■ WHAT THE EXERCISE ASKS
Repeat the material below word for word and leave out all pictures.

■ INFORMATION SHOWN
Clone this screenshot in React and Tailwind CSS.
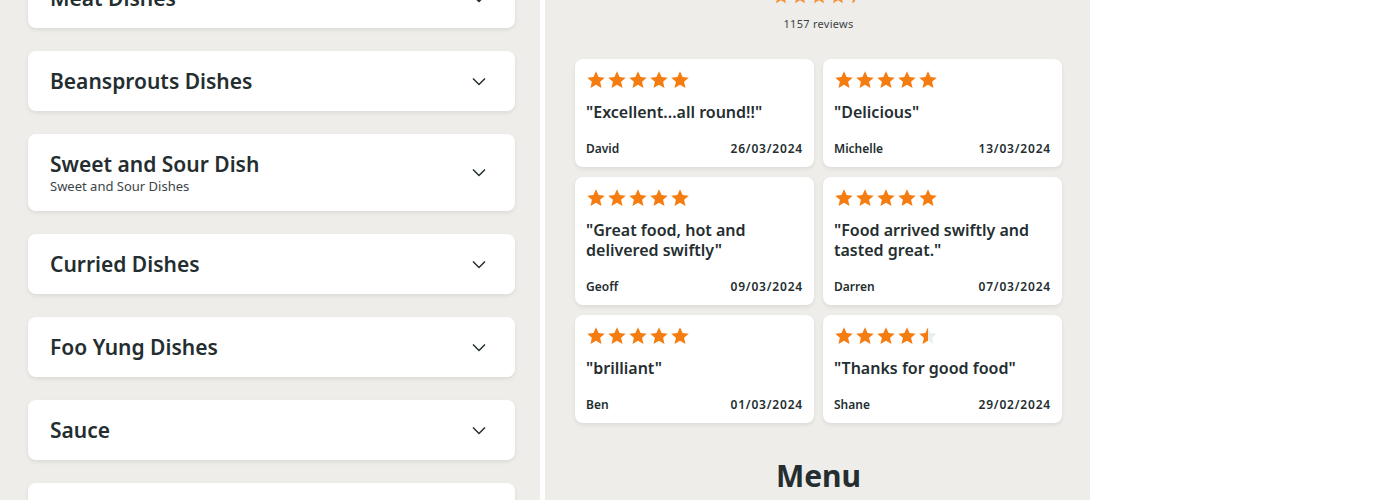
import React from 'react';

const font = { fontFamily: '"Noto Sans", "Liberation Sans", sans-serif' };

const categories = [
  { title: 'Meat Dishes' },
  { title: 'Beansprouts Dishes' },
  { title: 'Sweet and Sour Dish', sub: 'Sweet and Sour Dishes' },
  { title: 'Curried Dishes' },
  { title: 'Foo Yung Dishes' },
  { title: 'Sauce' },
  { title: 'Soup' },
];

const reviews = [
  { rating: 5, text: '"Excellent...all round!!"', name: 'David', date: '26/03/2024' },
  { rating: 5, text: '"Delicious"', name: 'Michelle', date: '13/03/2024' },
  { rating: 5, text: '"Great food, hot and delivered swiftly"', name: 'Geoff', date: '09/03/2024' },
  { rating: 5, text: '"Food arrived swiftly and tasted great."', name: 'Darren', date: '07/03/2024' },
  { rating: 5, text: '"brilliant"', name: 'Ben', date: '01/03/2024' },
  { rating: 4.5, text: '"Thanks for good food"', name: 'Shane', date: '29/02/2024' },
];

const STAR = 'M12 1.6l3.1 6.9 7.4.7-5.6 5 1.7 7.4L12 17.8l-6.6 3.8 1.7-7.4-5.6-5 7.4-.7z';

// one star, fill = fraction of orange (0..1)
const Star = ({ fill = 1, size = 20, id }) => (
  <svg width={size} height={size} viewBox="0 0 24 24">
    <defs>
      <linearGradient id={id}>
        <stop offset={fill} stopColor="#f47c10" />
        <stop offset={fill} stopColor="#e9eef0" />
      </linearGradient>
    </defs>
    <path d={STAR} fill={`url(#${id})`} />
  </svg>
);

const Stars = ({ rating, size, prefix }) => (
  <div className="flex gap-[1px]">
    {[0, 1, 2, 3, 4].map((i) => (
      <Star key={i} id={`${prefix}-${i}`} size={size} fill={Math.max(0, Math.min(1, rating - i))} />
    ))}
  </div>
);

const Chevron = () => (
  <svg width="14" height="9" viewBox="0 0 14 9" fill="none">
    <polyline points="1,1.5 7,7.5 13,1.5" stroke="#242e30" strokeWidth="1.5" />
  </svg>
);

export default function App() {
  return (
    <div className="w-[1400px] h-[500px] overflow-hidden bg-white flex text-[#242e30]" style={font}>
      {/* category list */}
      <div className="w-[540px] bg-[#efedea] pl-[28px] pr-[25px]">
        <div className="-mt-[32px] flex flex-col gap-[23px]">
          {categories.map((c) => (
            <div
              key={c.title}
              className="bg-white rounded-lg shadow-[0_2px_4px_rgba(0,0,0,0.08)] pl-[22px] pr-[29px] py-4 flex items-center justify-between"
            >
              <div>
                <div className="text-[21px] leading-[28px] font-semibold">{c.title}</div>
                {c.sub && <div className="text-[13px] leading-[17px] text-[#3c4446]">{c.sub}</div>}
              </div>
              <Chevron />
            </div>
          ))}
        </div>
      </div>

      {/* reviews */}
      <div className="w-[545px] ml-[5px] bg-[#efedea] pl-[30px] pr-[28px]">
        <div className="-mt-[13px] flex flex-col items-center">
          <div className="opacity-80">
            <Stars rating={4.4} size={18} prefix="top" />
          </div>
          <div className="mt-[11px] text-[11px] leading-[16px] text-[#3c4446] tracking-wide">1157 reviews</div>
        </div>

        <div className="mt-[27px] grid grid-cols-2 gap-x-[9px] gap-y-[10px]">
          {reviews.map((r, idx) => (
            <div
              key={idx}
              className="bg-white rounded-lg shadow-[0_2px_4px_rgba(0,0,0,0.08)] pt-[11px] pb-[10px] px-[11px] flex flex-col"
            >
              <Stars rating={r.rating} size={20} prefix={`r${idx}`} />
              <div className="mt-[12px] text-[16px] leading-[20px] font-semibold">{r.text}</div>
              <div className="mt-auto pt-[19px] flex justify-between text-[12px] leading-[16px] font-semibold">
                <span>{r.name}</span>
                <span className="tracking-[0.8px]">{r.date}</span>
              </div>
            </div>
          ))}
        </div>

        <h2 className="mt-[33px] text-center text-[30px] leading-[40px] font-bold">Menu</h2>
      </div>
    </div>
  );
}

■ RESULT OF THE EXERCISE
Clone this screenshot in React and Tailwind CSS.
import React from 'react';

const font = { fontFamily: '"Noto Sans", "Liberation Sans", sans-serif' };

const categories = [
  { title: 'Meat Dishes' },
  { title: 'Beansprouts Dishes' },
  { title: 'Sweet and Sour Dish', sub: 'Sweet and Sour Dishes' },
  { title: 'Curried Dishes' },
  { title: 'Foo Yung Dishes' },
  { title: 'Sauce' },
  { title: 'Soup' },
];

const reviews = [
  { rating: 5, text: '"Excellent...all round!!"', name: 'David', date: '26/03/2024' },
  { rating: 5, text: '"Delicious"', name: 'Michelle', date: '13/03/2024' },
  { rating: 5, text: '"Great food, hot and delivered swiftly"', name: 'Geoff', date: '09/03/2024' },
  { rating: 5, text: '"Food arrived swiftly and tasted great."', name: 'Darren', date: '07/03/2024' },
  { rating: 5, text: '"brilliant"', name: 'Ben', date: '01/03/2024' },
  { rating: 4.5, text: '"Thanks for good food"', name: 'Shane', date: '29/02/2024' },
];

const STAR = 'M12 1.6l3.1 6.9 7.4.7-5.6 5 1.7 7.4L12 17.8l-6.6 3.8 1.7-7.4-5.6-5 7.4-.7z';

// one star, fill = fraction of orange (0..1)
const Star = ({ fill = 1, size = 20, id }) => (
  <svg width={size} height={size} viewBox="0 0 24 24">
    <defs>
      <linearGradient id={id}>
        <stop offset={fill} stopColor="#f47c10" />
        <stop offset={fill} stopColor="#e9eef0" />
      </linearGradient>
    </defs>
    <path d={STAR} fill={`url(#${id})`} />
  </svg>
);

const Stars = ({ rating, size, prefix }) => (
  <div className="flex gap-[1px]">
    {[0, 1, 2, 3, 4].map((i) => (
      <Star key={i} id={`${prefix}-${i}`} size={size} fill={Math.max(0, Math.min(1, rating - i))} />
    ))}
  </div>
);

const Chevron = () => (
  <svg width="14" height="9" viewBox="0 0 14 9" fill="none">
    <polyline points="1,1.5 7,7.5 13,1.5" stroke="#242e30" strokeWidth="1.5" />
  </svg>
);

export default function App() {
  return (
    <div className="w-[1400px] h-[500px] overflow-hidden bg-white flex text-[#242e30]" style={font}>
      {/* category list */}
      <div className="w-[540px] bg-[#efedea] pl-[28px] pr-[25px]">
        <div className="-mt-[32px] flex flex-col gap-[23px]">
          {categories.map((c) => (
            <div
              key={c.title}
              className="bg-white rounded-lg shadow-[0_2px_4px_rgba(0,0,0,0.08)] pl-[22px] pr-[29px] py-4 flex items-center justify-between"
            >
              <div>
                <div className="text-[21px] leading-[28px] font-semibold">{c.title}</div>
                {c.sub && <div className="text-[13px] leading-[17px] text-[#3c4446]">{c.sub}</div>}
              </div>
              <Chevron />
            </div>
          ))}
        </div>
      </div>

      {/* reviews */}
      <div className="w-[545px] ml-[5px] bg-[#efedea] pl-[30px] pr-[28px]">
        <div className="-mt-[13px] flex flex-col items-center">
          <div className="opacity-80">
            <Stars rating={4.4} size={18} prefix="top" />
          </div>
          <div className="mt-[11px] text-[11px] leading-[16px] text-[#3c4446] tracking-wide">1157 reviews</div>
        </div>

        <div className="mt-[27px] grid grid-cols-2 gap-x-[9px] gap-y-[10px]">
          {reviews.map((r, idx) => (
            <div
              key={idx}
              className="bg-white rounded-lg shadow-[0_2px_4px_rgba(0,0,0,0.08)] pt-[11px] pb-[10px] px-[11px] flex flex-col"
            >
              <Stars rating={r.rating} size={20} prefix={`r${idx}`} />
              <div className="mt-[12px] text-[16px] leading-[20px] font-semibold">{r.text}</div>
              <div className="mt-auto pt-[19px] flex justify-between text-[12px] leading-[16px] font-semibold">
                <span>{r.name}</span>
                <span className="tracking-[0.8px]">{r.date}</span>
              </div>
            </div>
          ))}
        </div>

        <h2 className="mt-[33px] text-center text-[30px] leading-[40px] font-bold">Menu</h2>
      </div>
    </div>
  );
}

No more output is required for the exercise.